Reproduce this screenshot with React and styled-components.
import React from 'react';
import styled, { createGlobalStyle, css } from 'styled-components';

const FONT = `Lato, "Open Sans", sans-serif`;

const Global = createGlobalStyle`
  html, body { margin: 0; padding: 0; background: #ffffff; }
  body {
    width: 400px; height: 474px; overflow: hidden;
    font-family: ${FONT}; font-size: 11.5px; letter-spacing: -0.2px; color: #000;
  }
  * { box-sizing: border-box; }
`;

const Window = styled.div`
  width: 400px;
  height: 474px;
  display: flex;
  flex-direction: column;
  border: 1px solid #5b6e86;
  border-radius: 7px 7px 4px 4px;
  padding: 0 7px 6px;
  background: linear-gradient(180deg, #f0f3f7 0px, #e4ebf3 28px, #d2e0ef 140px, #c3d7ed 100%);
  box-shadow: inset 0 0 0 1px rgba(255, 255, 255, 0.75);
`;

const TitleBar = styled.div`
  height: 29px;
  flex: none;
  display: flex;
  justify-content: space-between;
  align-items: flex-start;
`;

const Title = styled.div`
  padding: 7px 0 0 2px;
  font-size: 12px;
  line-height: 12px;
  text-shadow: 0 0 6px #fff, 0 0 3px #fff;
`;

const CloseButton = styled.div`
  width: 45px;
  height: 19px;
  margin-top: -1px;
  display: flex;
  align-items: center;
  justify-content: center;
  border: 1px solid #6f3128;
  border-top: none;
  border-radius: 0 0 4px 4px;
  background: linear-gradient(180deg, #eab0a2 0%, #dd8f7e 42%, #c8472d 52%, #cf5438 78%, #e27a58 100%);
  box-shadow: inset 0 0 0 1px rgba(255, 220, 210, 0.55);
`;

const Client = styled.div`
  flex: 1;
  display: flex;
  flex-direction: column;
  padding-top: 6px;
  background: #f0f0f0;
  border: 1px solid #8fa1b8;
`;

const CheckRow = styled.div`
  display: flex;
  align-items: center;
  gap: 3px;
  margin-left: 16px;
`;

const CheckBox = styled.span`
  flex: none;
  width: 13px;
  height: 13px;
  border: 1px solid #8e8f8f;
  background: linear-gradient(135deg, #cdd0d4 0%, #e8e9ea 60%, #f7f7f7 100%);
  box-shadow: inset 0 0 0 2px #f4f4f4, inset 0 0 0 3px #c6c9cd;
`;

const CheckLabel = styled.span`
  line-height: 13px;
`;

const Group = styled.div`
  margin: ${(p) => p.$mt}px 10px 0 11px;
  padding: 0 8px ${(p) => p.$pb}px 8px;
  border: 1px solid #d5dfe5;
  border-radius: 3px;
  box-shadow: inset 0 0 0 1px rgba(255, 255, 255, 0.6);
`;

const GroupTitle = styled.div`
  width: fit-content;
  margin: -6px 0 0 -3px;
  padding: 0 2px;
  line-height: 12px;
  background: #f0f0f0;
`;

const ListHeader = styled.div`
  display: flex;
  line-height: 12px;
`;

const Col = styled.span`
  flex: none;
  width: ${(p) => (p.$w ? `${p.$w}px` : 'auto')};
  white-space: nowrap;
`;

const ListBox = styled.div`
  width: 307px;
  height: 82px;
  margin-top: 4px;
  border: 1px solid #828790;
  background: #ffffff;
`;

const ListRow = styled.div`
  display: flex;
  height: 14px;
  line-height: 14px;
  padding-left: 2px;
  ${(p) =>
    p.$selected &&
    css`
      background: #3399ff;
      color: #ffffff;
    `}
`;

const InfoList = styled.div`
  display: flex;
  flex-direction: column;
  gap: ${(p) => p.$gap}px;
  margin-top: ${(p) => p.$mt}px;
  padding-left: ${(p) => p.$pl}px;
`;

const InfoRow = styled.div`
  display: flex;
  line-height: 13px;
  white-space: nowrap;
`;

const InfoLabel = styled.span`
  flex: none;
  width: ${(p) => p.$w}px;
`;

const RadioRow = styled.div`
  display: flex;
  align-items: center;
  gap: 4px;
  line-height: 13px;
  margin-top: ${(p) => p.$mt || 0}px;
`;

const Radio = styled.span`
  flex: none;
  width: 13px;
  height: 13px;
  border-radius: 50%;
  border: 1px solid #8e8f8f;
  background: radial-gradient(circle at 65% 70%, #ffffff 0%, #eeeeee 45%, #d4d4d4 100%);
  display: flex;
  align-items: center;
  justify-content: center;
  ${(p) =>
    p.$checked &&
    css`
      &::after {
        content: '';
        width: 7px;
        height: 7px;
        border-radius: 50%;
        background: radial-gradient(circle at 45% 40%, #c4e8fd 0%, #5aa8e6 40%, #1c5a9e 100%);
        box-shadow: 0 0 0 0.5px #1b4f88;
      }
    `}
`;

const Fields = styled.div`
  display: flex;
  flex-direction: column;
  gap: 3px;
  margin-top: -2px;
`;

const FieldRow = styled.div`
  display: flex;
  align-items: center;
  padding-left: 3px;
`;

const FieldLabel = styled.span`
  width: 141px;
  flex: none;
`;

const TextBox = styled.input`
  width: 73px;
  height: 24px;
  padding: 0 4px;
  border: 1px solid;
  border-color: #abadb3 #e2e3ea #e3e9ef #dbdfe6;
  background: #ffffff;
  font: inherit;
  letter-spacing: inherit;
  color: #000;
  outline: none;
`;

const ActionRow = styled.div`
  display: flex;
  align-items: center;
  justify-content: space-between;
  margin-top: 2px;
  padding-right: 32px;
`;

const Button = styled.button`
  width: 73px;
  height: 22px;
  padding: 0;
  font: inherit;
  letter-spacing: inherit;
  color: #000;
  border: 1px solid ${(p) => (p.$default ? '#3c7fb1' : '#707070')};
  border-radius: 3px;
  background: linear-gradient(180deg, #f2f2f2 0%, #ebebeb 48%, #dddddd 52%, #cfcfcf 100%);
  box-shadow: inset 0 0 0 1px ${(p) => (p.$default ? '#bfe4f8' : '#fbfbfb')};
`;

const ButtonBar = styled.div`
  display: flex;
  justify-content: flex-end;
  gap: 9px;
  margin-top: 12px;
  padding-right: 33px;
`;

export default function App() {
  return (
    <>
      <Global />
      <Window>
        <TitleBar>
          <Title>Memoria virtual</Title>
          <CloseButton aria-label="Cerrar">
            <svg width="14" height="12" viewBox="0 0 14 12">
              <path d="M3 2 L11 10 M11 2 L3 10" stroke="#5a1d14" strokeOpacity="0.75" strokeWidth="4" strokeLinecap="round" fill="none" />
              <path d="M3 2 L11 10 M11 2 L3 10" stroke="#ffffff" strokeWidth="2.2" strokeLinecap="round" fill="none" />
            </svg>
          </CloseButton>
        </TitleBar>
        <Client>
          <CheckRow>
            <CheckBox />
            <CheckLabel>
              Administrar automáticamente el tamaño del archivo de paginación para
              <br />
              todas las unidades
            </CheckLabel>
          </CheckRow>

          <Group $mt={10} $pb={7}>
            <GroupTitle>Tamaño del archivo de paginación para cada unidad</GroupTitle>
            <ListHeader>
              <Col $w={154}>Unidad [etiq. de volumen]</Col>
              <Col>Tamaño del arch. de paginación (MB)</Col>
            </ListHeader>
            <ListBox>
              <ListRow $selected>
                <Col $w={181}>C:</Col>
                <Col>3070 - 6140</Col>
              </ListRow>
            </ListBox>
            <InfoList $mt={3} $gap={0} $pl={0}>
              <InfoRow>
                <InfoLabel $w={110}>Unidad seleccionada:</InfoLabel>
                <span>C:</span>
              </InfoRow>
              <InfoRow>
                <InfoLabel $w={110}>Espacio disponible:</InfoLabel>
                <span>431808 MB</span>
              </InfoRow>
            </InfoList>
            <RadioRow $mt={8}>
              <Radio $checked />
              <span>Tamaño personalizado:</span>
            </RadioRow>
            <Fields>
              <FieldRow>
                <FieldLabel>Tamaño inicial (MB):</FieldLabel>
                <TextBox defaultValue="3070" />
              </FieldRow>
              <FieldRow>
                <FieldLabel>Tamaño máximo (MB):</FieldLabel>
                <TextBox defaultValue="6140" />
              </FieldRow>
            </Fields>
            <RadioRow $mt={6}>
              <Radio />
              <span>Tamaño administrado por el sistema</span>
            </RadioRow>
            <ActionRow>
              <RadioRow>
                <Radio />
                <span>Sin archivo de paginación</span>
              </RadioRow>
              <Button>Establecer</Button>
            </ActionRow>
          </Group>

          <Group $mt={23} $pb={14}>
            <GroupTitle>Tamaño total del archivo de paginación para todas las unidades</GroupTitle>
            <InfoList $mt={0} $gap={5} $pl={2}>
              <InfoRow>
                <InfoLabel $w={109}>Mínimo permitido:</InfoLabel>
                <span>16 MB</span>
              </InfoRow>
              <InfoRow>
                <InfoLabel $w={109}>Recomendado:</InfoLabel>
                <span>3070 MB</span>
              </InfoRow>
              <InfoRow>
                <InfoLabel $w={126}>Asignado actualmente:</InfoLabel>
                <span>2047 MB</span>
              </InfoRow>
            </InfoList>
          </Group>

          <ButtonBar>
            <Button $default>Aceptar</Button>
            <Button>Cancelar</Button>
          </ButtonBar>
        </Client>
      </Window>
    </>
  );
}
★ ★ ★ ★
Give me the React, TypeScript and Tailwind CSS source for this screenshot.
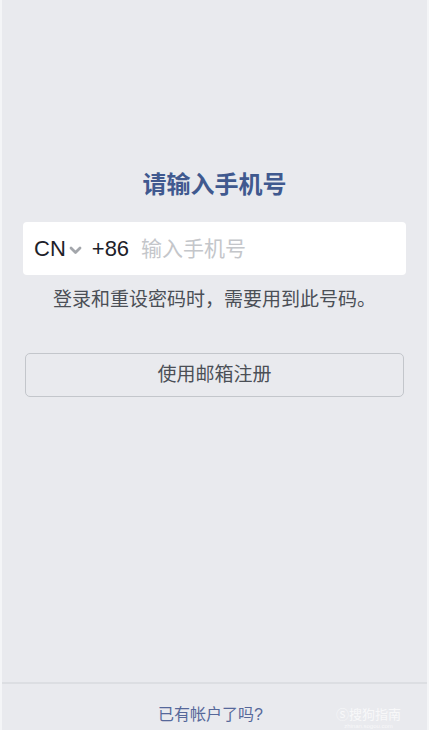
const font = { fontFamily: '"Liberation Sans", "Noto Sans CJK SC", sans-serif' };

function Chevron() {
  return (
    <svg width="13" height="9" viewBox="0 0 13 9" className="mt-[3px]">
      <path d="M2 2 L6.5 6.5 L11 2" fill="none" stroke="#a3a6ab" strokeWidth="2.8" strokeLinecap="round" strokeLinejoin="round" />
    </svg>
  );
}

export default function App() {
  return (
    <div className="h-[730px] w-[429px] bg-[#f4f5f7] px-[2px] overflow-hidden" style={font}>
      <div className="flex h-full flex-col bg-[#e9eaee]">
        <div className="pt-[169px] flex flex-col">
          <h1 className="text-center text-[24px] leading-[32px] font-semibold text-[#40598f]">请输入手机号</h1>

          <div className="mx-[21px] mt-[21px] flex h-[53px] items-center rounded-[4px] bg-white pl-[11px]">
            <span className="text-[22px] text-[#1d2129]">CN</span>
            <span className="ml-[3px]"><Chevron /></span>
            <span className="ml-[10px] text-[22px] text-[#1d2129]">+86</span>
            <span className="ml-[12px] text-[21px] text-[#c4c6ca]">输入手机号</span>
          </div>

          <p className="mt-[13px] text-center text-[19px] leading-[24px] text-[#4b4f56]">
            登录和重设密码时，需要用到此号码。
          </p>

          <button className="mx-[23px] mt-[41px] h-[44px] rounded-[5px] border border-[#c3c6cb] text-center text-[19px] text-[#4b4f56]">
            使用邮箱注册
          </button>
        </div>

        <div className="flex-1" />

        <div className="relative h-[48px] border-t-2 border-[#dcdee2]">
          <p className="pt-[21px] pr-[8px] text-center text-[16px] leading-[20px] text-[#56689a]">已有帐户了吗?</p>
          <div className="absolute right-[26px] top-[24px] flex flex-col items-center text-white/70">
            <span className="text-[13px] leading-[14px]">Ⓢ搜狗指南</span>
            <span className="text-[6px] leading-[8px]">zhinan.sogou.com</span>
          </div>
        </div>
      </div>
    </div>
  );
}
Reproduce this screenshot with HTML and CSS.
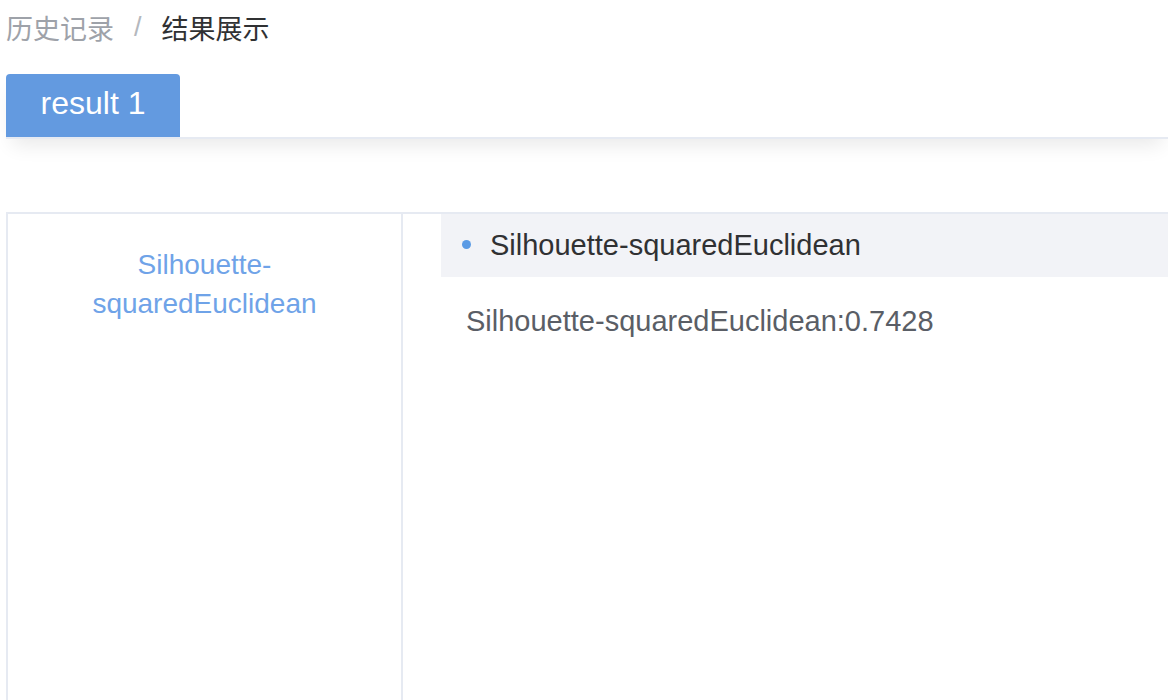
★ ★ ★ ★
Task instructions:
Using the entries above, transcribe every line from the line containing "Give me the" through the line containing "text-[24px] leading-[32px] font-semibold". Do not copy pictures.

Result of this exercise:
Give me the React, TypeScript and Tailwind CSS source for this screenshot.
const font = { fontFamily: '"Liberation Sans", "Noto Sans CJK SC", sans-serif' };

function Chevron() {
  return (
    <svg width="13" height="9" viewBox="0 0 13 9" className="mt-[3px]">
      <path d="M2 2 L6.5 6.5 L11 2" fill="none" stroke="#a3a6ab" strokeWidth="2.8" strokeLinecap="round" strokeLinejoin="round" />
    </svg>
  );
}

export default function App() {
  return (
    <div className="h-[730px] w-[429px] bg-[#f4f5f7] px-[2px] overflow-hidden" style={font}>
      <div className="flex h-full flex-col bg-[#e9eaee]">
        <div className="pt-[169px] flex flex-col">
          <h1 className="text-center text-[24px] leading-[32px] font-semibold text-[#40598f]">请输入手机号</h1>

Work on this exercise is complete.